**Entries with page source code:**
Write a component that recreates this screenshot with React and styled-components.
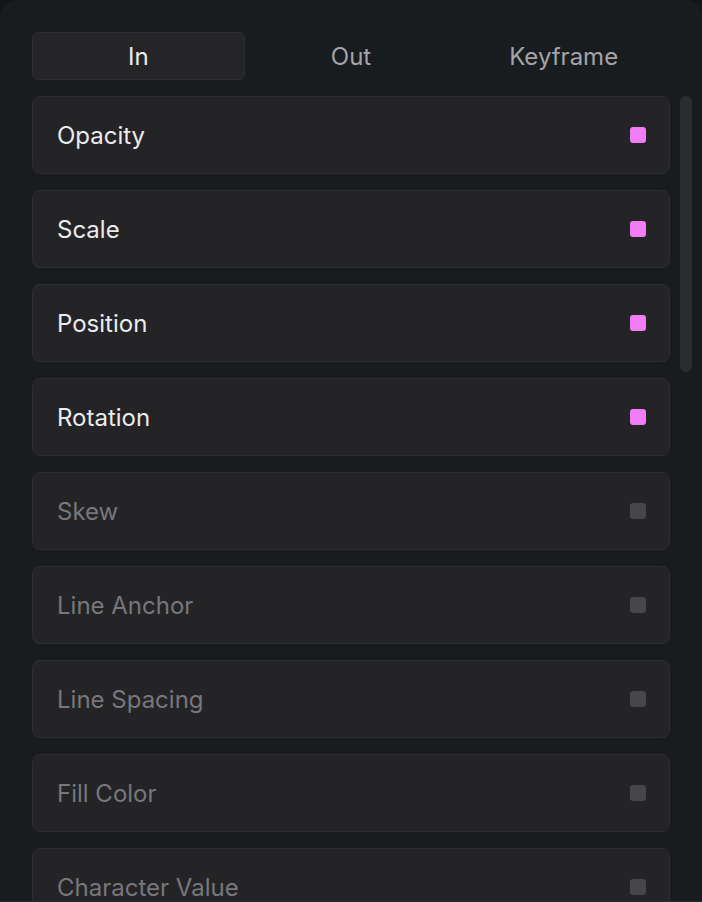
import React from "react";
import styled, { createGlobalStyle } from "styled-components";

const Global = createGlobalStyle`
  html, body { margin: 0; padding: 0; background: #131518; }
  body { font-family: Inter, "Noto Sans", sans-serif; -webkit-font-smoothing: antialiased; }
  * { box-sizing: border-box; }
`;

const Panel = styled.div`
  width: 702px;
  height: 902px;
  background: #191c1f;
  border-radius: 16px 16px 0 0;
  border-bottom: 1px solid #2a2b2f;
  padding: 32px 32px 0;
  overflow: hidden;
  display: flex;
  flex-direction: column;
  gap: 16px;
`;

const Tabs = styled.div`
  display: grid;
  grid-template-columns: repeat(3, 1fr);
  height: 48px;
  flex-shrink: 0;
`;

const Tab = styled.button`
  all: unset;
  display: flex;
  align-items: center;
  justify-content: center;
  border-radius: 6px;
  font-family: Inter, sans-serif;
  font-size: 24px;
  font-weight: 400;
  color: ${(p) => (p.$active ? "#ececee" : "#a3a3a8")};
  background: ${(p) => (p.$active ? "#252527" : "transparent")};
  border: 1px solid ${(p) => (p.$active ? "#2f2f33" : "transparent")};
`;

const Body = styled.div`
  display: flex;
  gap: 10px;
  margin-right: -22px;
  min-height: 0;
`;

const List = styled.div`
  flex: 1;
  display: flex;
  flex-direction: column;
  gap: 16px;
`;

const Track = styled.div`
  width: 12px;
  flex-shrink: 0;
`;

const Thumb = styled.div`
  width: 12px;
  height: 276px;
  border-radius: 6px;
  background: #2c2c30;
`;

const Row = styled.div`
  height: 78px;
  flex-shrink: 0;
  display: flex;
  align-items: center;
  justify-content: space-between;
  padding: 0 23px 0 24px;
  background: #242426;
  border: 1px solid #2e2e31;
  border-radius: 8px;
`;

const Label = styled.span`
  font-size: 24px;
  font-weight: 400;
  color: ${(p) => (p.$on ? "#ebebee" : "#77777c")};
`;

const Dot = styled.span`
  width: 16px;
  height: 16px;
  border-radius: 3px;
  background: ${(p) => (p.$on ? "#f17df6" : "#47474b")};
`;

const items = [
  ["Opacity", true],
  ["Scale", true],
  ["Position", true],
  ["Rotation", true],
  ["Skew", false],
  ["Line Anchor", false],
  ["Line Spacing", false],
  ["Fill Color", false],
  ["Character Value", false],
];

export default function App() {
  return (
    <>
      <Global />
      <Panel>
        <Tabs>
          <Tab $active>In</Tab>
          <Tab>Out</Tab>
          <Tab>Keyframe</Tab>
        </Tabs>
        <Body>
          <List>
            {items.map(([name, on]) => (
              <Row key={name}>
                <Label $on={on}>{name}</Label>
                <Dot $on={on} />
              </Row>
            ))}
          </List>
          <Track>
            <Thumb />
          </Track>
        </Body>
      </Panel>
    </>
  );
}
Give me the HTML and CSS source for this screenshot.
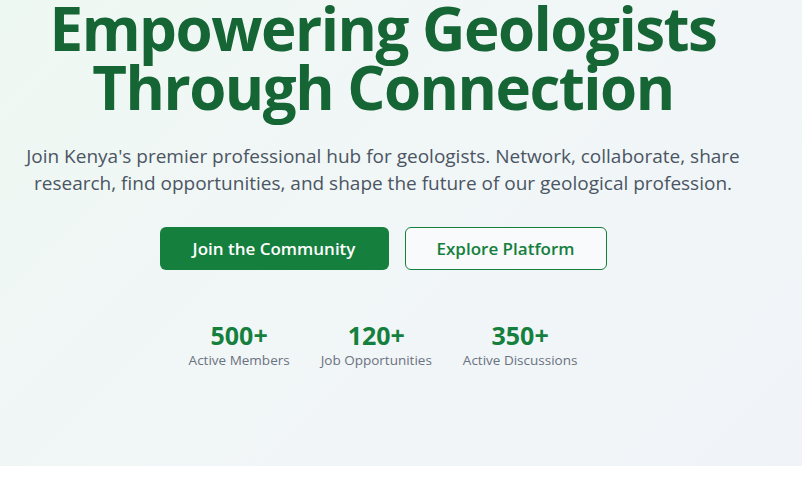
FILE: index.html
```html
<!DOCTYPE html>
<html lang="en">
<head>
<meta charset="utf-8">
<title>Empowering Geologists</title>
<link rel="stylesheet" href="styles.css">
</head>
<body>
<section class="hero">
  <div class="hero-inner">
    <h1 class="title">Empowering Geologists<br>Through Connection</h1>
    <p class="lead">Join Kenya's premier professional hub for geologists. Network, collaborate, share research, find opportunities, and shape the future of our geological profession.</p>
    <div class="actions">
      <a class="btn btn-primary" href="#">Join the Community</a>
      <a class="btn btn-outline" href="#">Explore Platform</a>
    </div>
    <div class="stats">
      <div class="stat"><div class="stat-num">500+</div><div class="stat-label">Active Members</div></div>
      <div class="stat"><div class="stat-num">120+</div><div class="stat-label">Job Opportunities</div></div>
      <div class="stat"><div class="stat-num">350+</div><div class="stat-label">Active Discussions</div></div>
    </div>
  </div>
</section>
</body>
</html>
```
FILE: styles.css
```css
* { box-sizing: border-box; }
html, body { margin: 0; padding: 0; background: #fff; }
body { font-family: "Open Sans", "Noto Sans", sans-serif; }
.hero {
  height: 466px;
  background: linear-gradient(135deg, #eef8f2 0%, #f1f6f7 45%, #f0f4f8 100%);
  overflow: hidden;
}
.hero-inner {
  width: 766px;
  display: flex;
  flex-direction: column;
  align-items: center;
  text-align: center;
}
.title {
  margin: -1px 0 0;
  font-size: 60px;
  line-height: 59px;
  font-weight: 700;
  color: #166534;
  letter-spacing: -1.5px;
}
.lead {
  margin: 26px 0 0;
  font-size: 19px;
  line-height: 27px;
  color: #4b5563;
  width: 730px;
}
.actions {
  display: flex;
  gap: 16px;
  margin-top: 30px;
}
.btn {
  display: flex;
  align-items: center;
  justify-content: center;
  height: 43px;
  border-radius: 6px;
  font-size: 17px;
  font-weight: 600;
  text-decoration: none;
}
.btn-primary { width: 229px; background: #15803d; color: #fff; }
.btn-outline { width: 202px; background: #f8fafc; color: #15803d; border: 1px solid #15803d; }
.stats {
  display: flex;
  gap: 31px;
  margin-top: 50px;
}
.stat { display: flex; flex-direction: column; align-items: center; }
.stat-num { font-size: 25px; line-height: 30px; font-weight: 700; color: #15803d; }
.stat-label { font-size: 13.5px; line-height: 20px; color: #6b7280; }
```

**DIRECTIVE:** Find how many lines of the material carry the string "styled". Only the number should be in the answer.

**COMPLETE OUTPUT:** 12